For adults, this can be an overwhelming thought...or maybe not...I guess it depends on whether you think about your digital identity or not. For teachers and parents, however, this is an important issue to consider when planning technology lessons or setting-up a family computer station. As a K-12 teacher of regular and ESL students, I was interested in finding a web resource that discusses internet safety and this digital tattoo idea in a kid-friendly way. I have found, much too often, that my young students are so comfortable with the digital world that they do not think twice about the permanency of their involvement. One of the best sites that I found was www.kidsmart.org.uk . This site is very interesting and informative, and would definitely appeal to kids and teens. It uses pictures, and colourful, well-organized, short but thorough lists and descriptions to teach kids how to use the latest technology skills in a safe way (like downloading music and social networking, etc.), seen in the screencap above which was taken from the homepage.

I really liked the kid-produced art that the site uses in their “Net Nasties” menu.
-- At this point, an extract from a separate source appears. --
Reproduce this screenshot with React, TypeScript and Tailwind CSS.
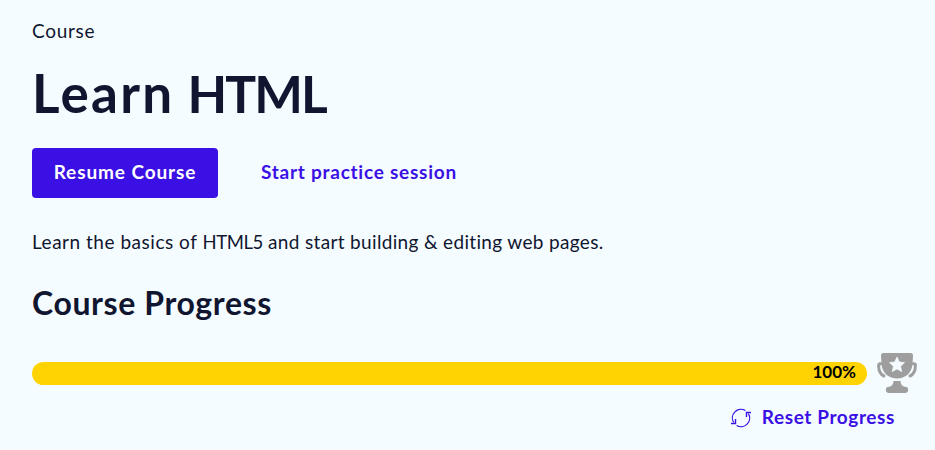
function TrophyIcon() {
  return (
    <svg className="h-10 w-10 shrink-0" viewBox="0 0 40 40" fill="none">
      <path d="M4.500 10.800H3Q1.600 10.800 1.600 12.300C1.600 18 3.500 21.500 7 23M35.500 10.800H37q1.400 0 1.400 1.500c0 5.700-1.900 9.200-5.400 10.700" stroke="#9e9e9e" strokeWidth="3" strokeLinecap="round" />
      <path d="M6.500 0h27q2.700 0 2.500 3l-.5 8C35 20 28 25.500 20 25.500S5 20 4.500 11L4 3q-.2-3 2.500-3Z" fill="#9e9e9e" />
      <path d="M16.500 28h7c0 3 1.500 5 4 5.700h.5a3.150 3.150 0 0 1 0 6.300H12a3.150 3.150 0 0 1 0-6.300h.5c2.500-.7 4-2.700 4-5.700Z" fill="#9e9e9e" />
      <path d="m20 4 2.300 5 5.200.600-3.900 3.700 1.100 5.300-4.700-2.700-4.700 2.700 1.100-5.300-3.900-3.700 5.200-.6Z" fill="#f5fcff" stroke="#f5fcff" strokeWidth=".7" strokeLinejoin="round" />
    </svg>
  );
}

function ResetIcon() {
  return (
    <svg className="h-5 w-5 shrink-0" viewBox="0 0 20 20" fill="none" stroke="#3a10e5" strokeWidth="1.2">
      <path d="M2.600 14.400A8.600 8.600 0 0 1 14.400 2.600M17.400 5.600A8.600 8.600 0 0 1 5.600 17.400" />
      <path d="M0 15.500h4.500v-4.500M20 4.500h-4.500V9" strokeWidth="1.400" />
    </svg>
  );
}

export default function App() {
  return (
    <main className="h-[450px] w-[935px] overflow-hidden bg-[#f5fcff] pl-8 font-['Lato',sans-serif] text-[#10162f] [font-variant-ligatures:none]">
      <p className="pt-[17px] text-[19px] leading-7 tracking-[0.7px]">Course</p>
      <h1 className="mt-[13px] text-[53px] leading-[70px] font-bold">
        <span className="tracking-[2.3px]">Learn</span> <span className="text-[51.5px] tracking-[-1.9px]">HTML</span>
      </h1>
      <div className="mt-5 flex h-[50px] items-center gap-[43px] text-[19px] font-bold">
        <button className="h-[50px] w-[186px] rounded-[4px] bg-[#3a10e5] pb-0.5 tracking-[0.9px] text-white">Resume Course</button>
        <button className="pb-0.5 tracking-[0.75px] text-[#3a10e5]">Start practice session</button>
      </div>
      <p className="mt-[30px] text-[19px] leading-7 tracking-[0.34px]">
        <span className="tracking-[0.52px]">Learn the basics of </span>
        <span className="text-[18.5px] tracking-[-0.4px]">HTML5</span> and start building &amp; editing web pages.
      </p>
      <h2 className="mt-[27px] text-[32px] leading-10 font-bold tracking-[0.6px]">Course Progress</h2>
      <div className="mt-[30px] flex h-10 items-center gap-[10px]">
        <div className="flex h-[23px] w-[835px] items-center justify-end rounded-full bg-[#ffd300] pr-[11px] pb-0.5 text-[17px] font-bold text-black">100%</div>
        <TrophyIcon />
      </div>
      <div className="mt-[11px] flex justify-end pr-[40px]">
        <button className="flex h-7 items-center gap-[11px] text-[19px] font-bold tracking-[0.6px] text-[#3a10e5]">
          <ResetIcon />
          <span className="pb-0.5">Reset Progress</span>
        </button>
      </div>
    </main>
  );
}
The Net Nasties section talks about several internet dangers, like identity theft, addiction, and unreliable information, and uses student artwork to create links to these descriptions (see screencap above)...definitely check this website out if you have younger learners, or your own children! You will also find other interesting links that deal with computer awareness and safety for children of all ages, at BBC’s www.teachingenglish.org.uk

Best of luck with this topic, and remember...we cannot assume that our students REALLY understand how to be safe in the digital world!